Telos:                Aufklärung der Beziehung von Prinz Andrew zu Jeffrey Epstein

Textstelle:        Antwort Prinz Andrews auf die Frage, warum er im Haus eines verurteilten Sexualstraftäters übernachtet hat:

„Right, I have always… ever since this has happened and since this has become, as it were, public knowledge that I was there, I've questioned myself as to why did I go and what was I doing and was it the right thing to do? Now, I went there with the sole purpose of saying to him that because he had been convicted, it was inappropriate for us to be seen together.

And I had a number of people counsel me in both directions, either to go and see him or not to go and see him and I took the judgement call that because this was serious and I felt that doing it over the telephone was the chicken's way of doing it. I had to go and see him and talk to him.

And I went to see him and I was doing a number of other things in New York at the time and we had an opportunity to go for a walk in the park and that was the conversation coincidentally that was photographed which was when I said to him, I said, "Look, because of what has happened, I don't think it is appropriate that we should remain in contact," and by mutual agreement during that walk in the park we decided that we would part company and I left, I think it was the next day and to this day I never had any contact with him from that day forward.” 1

Prinz Andrew argumentiert, dass er sich persönlich mit Mr. Epstein traf, um diesem zu sagen, dass es unangemessen wäre, wenn sie in Zukunft zusammen gesehen würden. Ein persönliches Treffen in der Öffentlichkeit (Spaziergang im Park) war für ihn der richtige Weg, ein Telefonat empfand er als feige.

Das Problem, das sich hier stellt, ist offensichtlich: Warum sich öffentlich mit jemandem treffen, wenn es unangemessen ist, sich mit eben diesem öffentlich sehen zu lassen? Er tut, was er doch vermeiden wollte. Die Logik der Sache widerspricht seinem Argument. Das Ethos des Redners ist das einer öffentlichen Person, die das Land England nach außen vertritt. Seit 1688 ist England eine konstitutionelle Monarchie und die Royals treten als eine Art Botschafter für ihr Volk und Land auf. Sie sind würdevolle Repräsentanten. Prinz Andrews Antwort spiegelt dies nicht wider und er verletzt so sein Ethos als königlicher Sohn. Er spricht von Angemessenheit, aber nicht von den Opfern Epsteins. Er spricht von Angemessenheit, zeigt aber keine Scham oder Reue, jahrelang Kontakt mit Epstein gehabt zu haben. Dies befremdet zutiefst.

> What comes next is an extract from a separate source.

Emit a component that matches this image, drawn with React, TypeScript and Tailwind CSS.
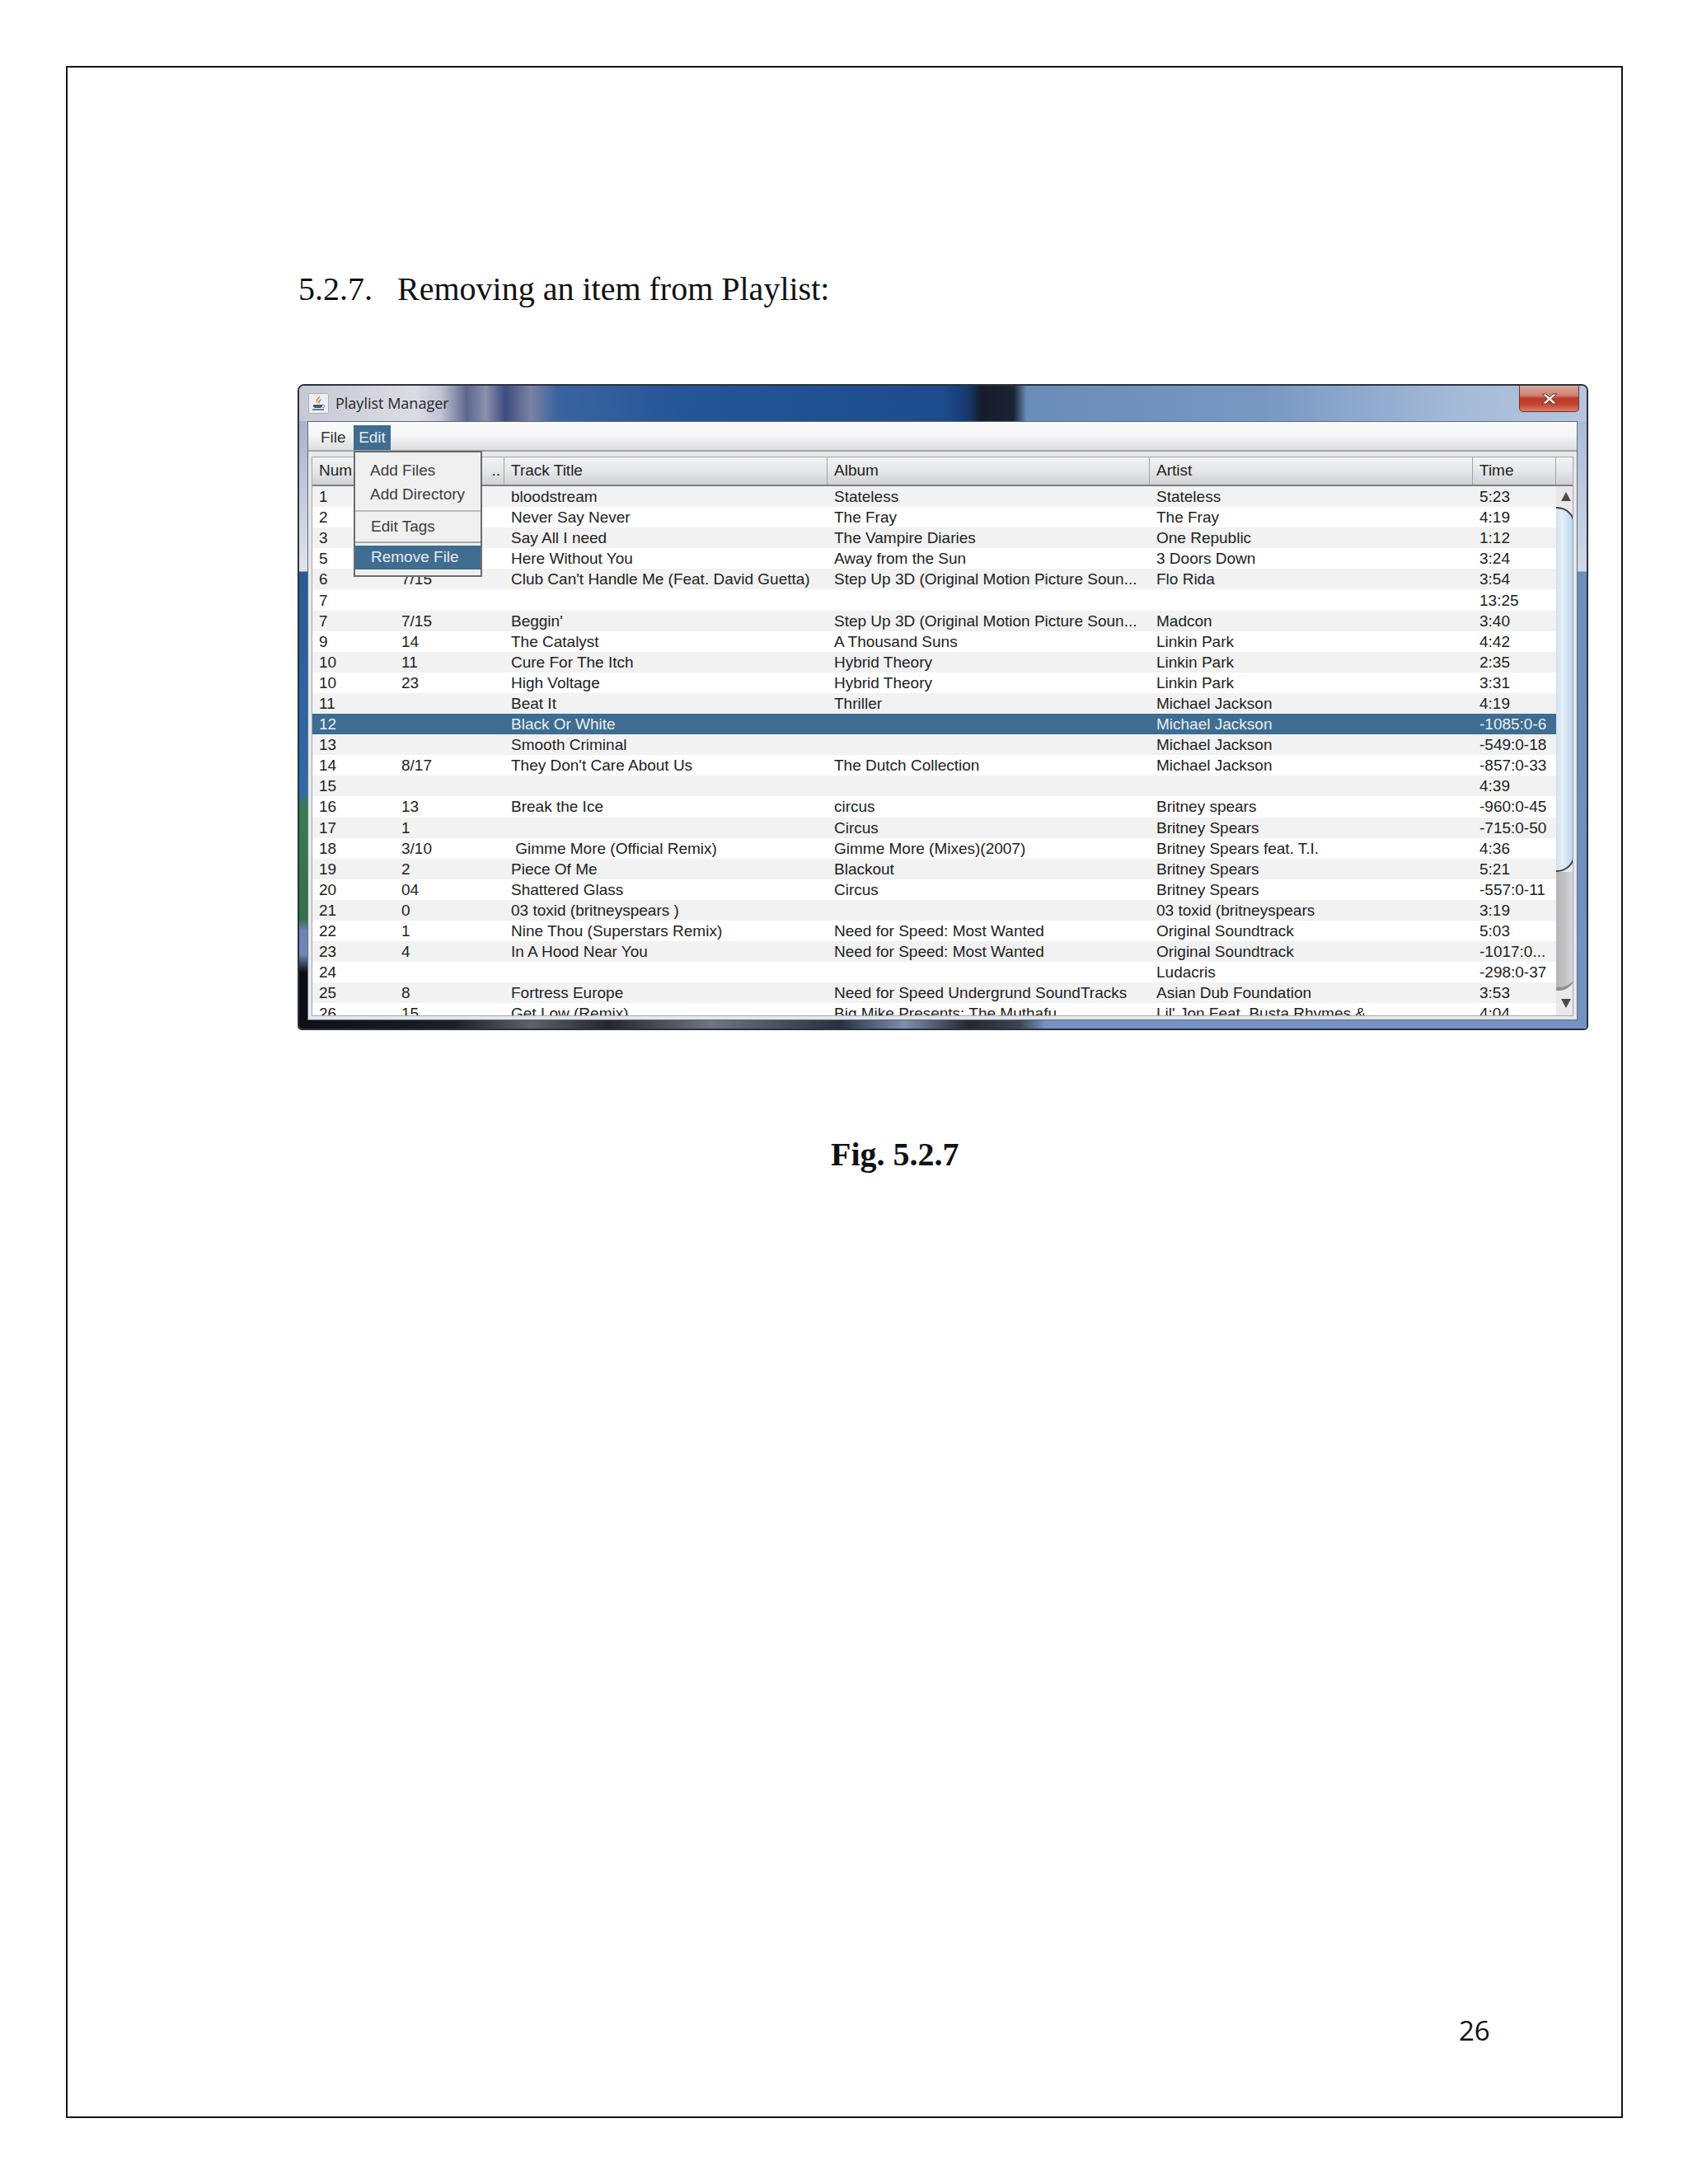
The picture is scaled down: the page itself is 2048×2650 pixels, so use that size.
type Row = [string, string, string, string, string, string]

const rows: Row[] = [
    ['1', '', 'bloodstream', 'Stateless', 'Stateless', '5:23'],
    ['2', '', 'Never Say Never', 'The Fray', 'The Fray', '4:19'],
    ['3', '', 'Say All I need', 'The Vampire Diaries', 'One Republic', '1:12'],
    ['5', '', 'Here Without You', 'Away from the Sun', '3 Doors Down', '3:24'],
    ['6', '7/15', "Club Can't Handle Me (Feat. David Guetta)", 'Step Up 3D (Original Motion Picture Soun...', 'Flo Rida', '3:54'],
    ['7', '', '', '', '', '13:25'],
    ['7', '7/15', "Beggin'", 'Step Up 3D (Original Motion Picture Soun...', 'Madcon', '3:40'],
    ['9', '14', 'The Catalyst', 'A Thousand Suns', 'Linkin Park', '4:42'],
    ['10', '11', 'Cure For The Itch', 'Hybrid Theory', 'Linkin Park', '2:35'],
    ['10', '23', 'High Voltage', 'Hybrid Theory', 'Linkin Park', '3:31'],
    ['11', '', 'Beat It', 'Thriller', 'Michael Jackson', '4:19'],
    ['12', '', 'Black Or White', '', 'Michael Jackson', '-1085:0-6'],
    ['13', '', 'Smooth Criminal', '', 'Michael Jackson', '-549:0-18'],
    ['14', '8/17', "They Don't Care About Us", 'The Dutch Collection', 'Michael Jackson', '-857:0-33'],
    ['15', '', '', '', '', '4:39'],
    ['16', '13', 'Break the Ice', 'circus', 'Britney spears', '-960:0-45'],
    ['17', '1', '', 'Circus', 'Britney Spears', '-715:0-50'],
    ['18', '3/10', ' Gimme More (Official Remix)', 'Gimme More (Mixes)(2007)', 'Britney Spears feat. T.I.', '4:36'],
    ['19', '2', 'Piece Of Me', 'Blackout', 'Britney Spears', '5:21'],
    ['20', '04', 'Shattered Glass', 'Circus', 'Britney Spears', '-557:0-11'],
    ['21', '0', '03 toxid (britneyspears )', '', '03 toxid (britneyspears', '3:19'],
    ['22', '1', 'Nine Thou (Superstars Remix)', 'Need for Speed: Most Wanted', 'Original Soundtrack', '5:03'],
    ['23', '4', 'In A Hood Near You', 'Need for Speed: Most Wanted', 'Original Soundtrack', '-1017:0...'],
    ['24', '', '', '', 'Ludacris', '-298:0-37'],
    ['25', '8', 'Fortress Europe', 'Need for Speed Undergrund SoundTracks', 'Asian Dub Foundation', '3:53'],
    ['26', '15', 'Get Low (Remix)', 'Big Mike Presents: The Muthafu...', "Lil' Jon Feat. Busta Rhymes &", '4:04'],
]

const columns = 'grid grid-cols-[100px_133px_392px_391px_392px_101px]'

function JavaIcon() {
    return (
        <svg width="25" height="25" viewBox="0 0 25 25" className="shrink-0">
            <rect x="0.5" y="0.5" width="24" height="24" rx="2" fill="#eceef2" stroke="#a9aebb" />
            <path d="M14 3c1 3-4 5-3 8 .4 1.2 1 2 1 2-2-1-3-3-2-5s3-3 4-5z" fill="#e2701c" />
            <path d="M16 7c0 2-3 3-2.500 5 .2.6.5 1 .5 1-1.500-.6-2-2-1.500-3s2.500-2 3.500-3z" fill="#d9421a" />
            <path d="M6 14h11v1.500c0 1.500-1 2.500-2.500 2.500h-6C7 18 6 17 6 15.500z" fill="#46586f" />
            <path d="M17 14.500c2-.5 3 .3 3 1.200s-1.500 1.800-3 2" fill="none" stroke="#5b7fa8" strokeWidth="1" />
            <path d="M5 20h14" stroke="#46586f" strokeWidth="1.500" />
        </svg>
    )
}

function CloseButton() {
    return (
        <div className="flex h-[32px] w-[73px] items-center justify-center rounded-b-[5px] border border-t-0 border-[#5e3a3a] bg-[linear-gradient(180deg,#d9a79c_0%,#cf8272_38%,#bf3a28_50%,#c33f2c_70%,#dc7a66_100%)]">
            <svg width="26" height="16" viewBox="0 0 26 16">
                <path d="M4 2h5l4 4 4-4h5l-6.500 6L22 14h-5l-4-4-4 4H4l6.500-6z" fill="#f1f1f1" stroke="#5c3030" strokeWidth="1" />
            </svg>
        </div>
    )
}

function PopupMenu() {
    return (
        <div className="absolute left-[55px] top-[35px] flex h-[153px] w-[156px] flex-col border-2 border-[#6c6c6c] bg-[#f0f0f0] text-[19px] text-[#3d3d3d]">
            <div className="mt-[8px] flex h-[29px] items-center pl-[18px]">Add Files</div>
            <div className="flex h-[29px] items-center pl-[18px]">Add Directory</div>
            <div className="mt-[4px] h-[2px] bg-[#bcbcbc]" />
            <div className="flex h-[36px] items-center pl-[19px]">Edit Tags</div>
            <div className="h-[2px] bg-[#a8a8a8]" />
            <div className="mt-[3px] flex h-[29px] items-center bg-[#3e6d91] pl-[19px] text-[#e4ecf2]">Remove File</div>
        </div>
    )
}

function Triangle({ down }: { down?: boolean }) {
    return (
        <svg width="12" height="11" viewBox="0 0 12 11">
            <polygon points={down ? '0,0 12,0 6,11' : '6,0 12,11 0,11'} fill="#4a4a4a" />
        </svg>
    )
}

function Scrollbar() {
    return (
        <div className="flex w-[23px] shrink-0 flex-col bg-[#e9e9e9]">
            <div className="flex h-[25px] items-center justify-center"><Triangle /></div>
            <div className="h-[443px] rounded-tr-[22px] rounded-br-[22px] border-y-2 border-r-2 border-[#33404c] bg-[linear-gradient(90deg,#cfe1ef_0%,#e4eff7_35%,#b9d3ea_100%)]" />
            <div className="h-[144px] rounded-br-[20px] border-b-4 border-[#8f8f92] bg-[linear-gradient(90deg,#b4b4b8_0%,#c4c4c8_50%,#e0e0e2_100%)]" />
            <div className="flex flex-1 items-center justify-center"><Triangle down /></div>
        </div>
    )
}

function HeaderCell({ children }: { children?: string }) {
    return <div className="flex items-center border-r border-[#a0a3a8] pl-[8px]">{children}</div>
}

function PlaylistTable() {
    return (
        <div className="mx-[4px] flex h-[679px] flex-col overflow-hidden border border-[#a4a7ab] bg-white text-[19px] text-[#222]">
            <div className={`${columns} h-[35px] w-full shrink-0 border-b-2 border-[#7c8086] bg-[linear-gradient(180deg,#f2f2f3_0%,#e6e7e9_50%,#cfd1d5_100%)]`}>
                <HeaderCell>Num</HeaderCell>
                <div className="flex items-center justify-end border-r border-[#a0a3a8] pr-[4px]">..</div>
                <HeaderCell>Track Title</HeaderCell>
                <HeaderCell>Album</HeaderCell>
                <HeaderCell>Artist</HeaderCell>
                <HeaderCell>Time</HeaderCell>
            </div>
            <div className="flex min-h-0 flex-1 overflow-hidden">
                <div className="w-[1509px] shrink-0 overflow-hidden">
                    {rows.map((row, i) => {
                        const selected = row[0] === '12'
                        const bg = selected ? 'bg-[#3e6d91] text-[#e8eef3]' : i % 2 === 0 ? 'bg-[#f2f2f2]' : 'bg-white'
                        return (
                            <div key={i} className={`${columns} h-[25.1px] items-center ${bg}`}>
                                {row.map((cell, j) => (
                                    <div key={j} className="overflow-hidden whitespace-pre pl-[8px] leading-[25px]">{cell}</div>
                                ))}
                            </div>
                        )
                    })}
                </div>
                <Scrollbar />
            </div>
        </div>
    )
}

function PlaylistWindow() {
    return (
        <div className="flex h-[784px] w-[1566px] flex-col overflow-hidden rounded-t-[8px] rounded-b-[5px] border-2 border-[#2c333c] font-['Liberation_Sans',sans-serif]">
            <div className="flex h-[43px] shrink-0 items-start justify-between bg-[linear-gradient(90deg,#c6c8d4_0%,#dcdce4_9%,#c2c4d2_11%,#5c6790_13%,#8b90ac_14.500%,#3d4c80_16%,#7c82a2_18%,#3a64a0_20%,#245596_30%,#1c4c8c_50%,#17386c_52%,#161c2a_53%,#1a2434_55.500%,#6a8cb8_56.500%,#7898c2_75%,#a5bad8_90%,#b6c6de_100%)] pr-[9px]">
                <div className="flex items-center gap-[8px] pl-[11px] pt-[9px]">
                    <JavaIcon />
                    <span className="-translate-y-[1px] font-['Open_Sans',sans-serif] text-[18px] leading-[24px] text-[#24262c]">Playlist Manager</span>
                </div>
                <CloseButton />
            </div>
            <div className="flex min-h-0 flex-1">
                <div className="w-[10px] shrink-0 bg-[linear-gradient(180deg,#aab2ca_0%,#dfe3ec_25%,#2a5a96_25.200%,#2f6aa8_62%,#3a7a52_64%,#357048_83%,#6a84b0_85%,#6f88b2_89%,#0a0e14_92%,#0a0e14_100%)]" />
                <div className="relative flex min-w-0 flex-1 flex-col border border-[#5a6e85] bg-[#e8e8e8]">
                    <div className="flex h-[36px] shrink-0 items-start border-b-2 border-[#a3a5a8] bg-[linear-gradient(180deg,#fbfbfb_0%,#f6f6f6_45%,#dcdde0_100%)] pl-[15px] pt-[4px] text-[19px] text-[#333]">
                        <span className="flex h-[30px] w-[40px] items-center">File</span>
                        <span className="flex h-[30px] w-[45px] items-center justify-center bg-[#3e6d91] text-[#e8eef3]">Edit</span>
                    </div>
                    <div className="h-[6px] shrink-0" />
                    <PlaylistTable />
                    <PopupMenu />
                </div>
                <div className="w-[11px] shrink-0 bg-[linear-gradient(180deg,#a9bcd6_0%,#d0d9e6_25%,#6d8dbd_25.200%,#7392c0_100%)]" />
            </div>
            <div className="h-[10px] shrink-0 bg-[linear-gradient(90deg,#0d1016_0%,#1b1f27_12%,#5d6168_18%,#23262d_24%,#6f7480_32%,#26303f_42%,#7f8eb0_47%,#22272f_52%,#3f4552_56%,#7494c4_58%,#7494c4_100%)]" />
        </div>
    )
}

export default function App() {
    return (
        <div className="h-[2650px] w-[2048px] bg-white pl-[80px] pt-[80px]">
            <div className="flex h-[2490px] w-[1889px] flex-col border-2 border-[#161616] pl-[280px]">
                <div className="mt-[246px] flex font-['Liberation_Serif',serif] text-[40px] leading-[46px] text-[#111]">
                    <span className="w-[120px]">5.2.7.</span>
                    <span>Removing an item from Playlist:</span>
                </div>
                <div className="-ml-[1px] mt-[92px]">
                    <PlaylistWindow />
                </div>
                <div className="ml-[646px] mt-[128px] font-['Liberation_Serif',serif] text-[40px] font-bold leading-[46px] text-[#111]">Fig. 5.2.7</div>
                <div className="ml-[1408px] mt-[1017px] font-['Open_Sans',sans-serif] text-[33px] leading-[46px] text-[#111]">26</div>
            </div>
        </div>
    )
}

Es scheint, als hätten Prinz Andrew und seine Mitarbeiter nicht bedacht, dass die Kommentarfunktion bei Videomitschnitten live und eine nicht kontrollierbare Säule der Macht des Rezipienten ist. Die abschätzigen Kommentare ließen nicht lange auf sich warten und spiegelten das oben genannte Dilemma wider. Der Faktor der Dimission2 betont die Diskrepanz zwischen der für den Redner anscheinend der Situation angemessenen Formulierung und der verheerenden Wirkung auf den Rezipienten. Was im Moment des Sprechens dem Redner völlig logisch erscheint, ist mitnichten die Sicht des urteilenden Rezipienten, der in aller Ruhe das Video schauen, ad hoc kommentieren oder sich danach detailliert informieren kann. Zwar ist ein Adressatenkalkül nicht immer 100% genau, aber ein Orator wägt Widerstände im Voraus ab. Warum Prinz Andrew diese Antwort gab, ob er improvisierte oder sich der Kraft seines Wortes nicht bewusst war, ist abschließend nicht zu klären. Die Wirkung seines Wortes jedoch muss nicht mehr erklärt werden, sie war eindeutig und unabhängig von Schicht und Bildung der Zuschauer.

Angemessenheit ist mehr als nur eine angemessene Rede im Sinne des aptum, denn sie muss am Orator als ethisch handelnden Akteur verankert sein in der Tradition Ciceros als decorum. Die Ethik ist wie die Rhetorik nicht vom Menschen als sozial agierenden Wesen zu trennen, da sie von ihm ausgeht und als Sprechhandlung in ihm seinen Ursprung hat. Angemessenheit bedeutet die rhetorische Verantwortung eines jeden Orators, der nicht nur über rhetorische Kompetenz, sondern vor allem auch über sittliche Kompetenz verfügen muss. Sich in jeder Minute des Sprechens dieser enormen Verantwortung bewusst zu sein, ist Aufgabe eines jeden Orators besonders auch heute – egal, wie unbedeutend das Wort für sich stehend auch sein möge.


1 Das gesamte Transkript ist nachzulesen, unter: https://www.bbc.com/news/uk-50449339; last access: 20.11.2019.

2 Der Begriff “Dimission” in der Rhetorik wurde geprägt von Joachim Knape: Medienrhetorik. 2005, S. 30.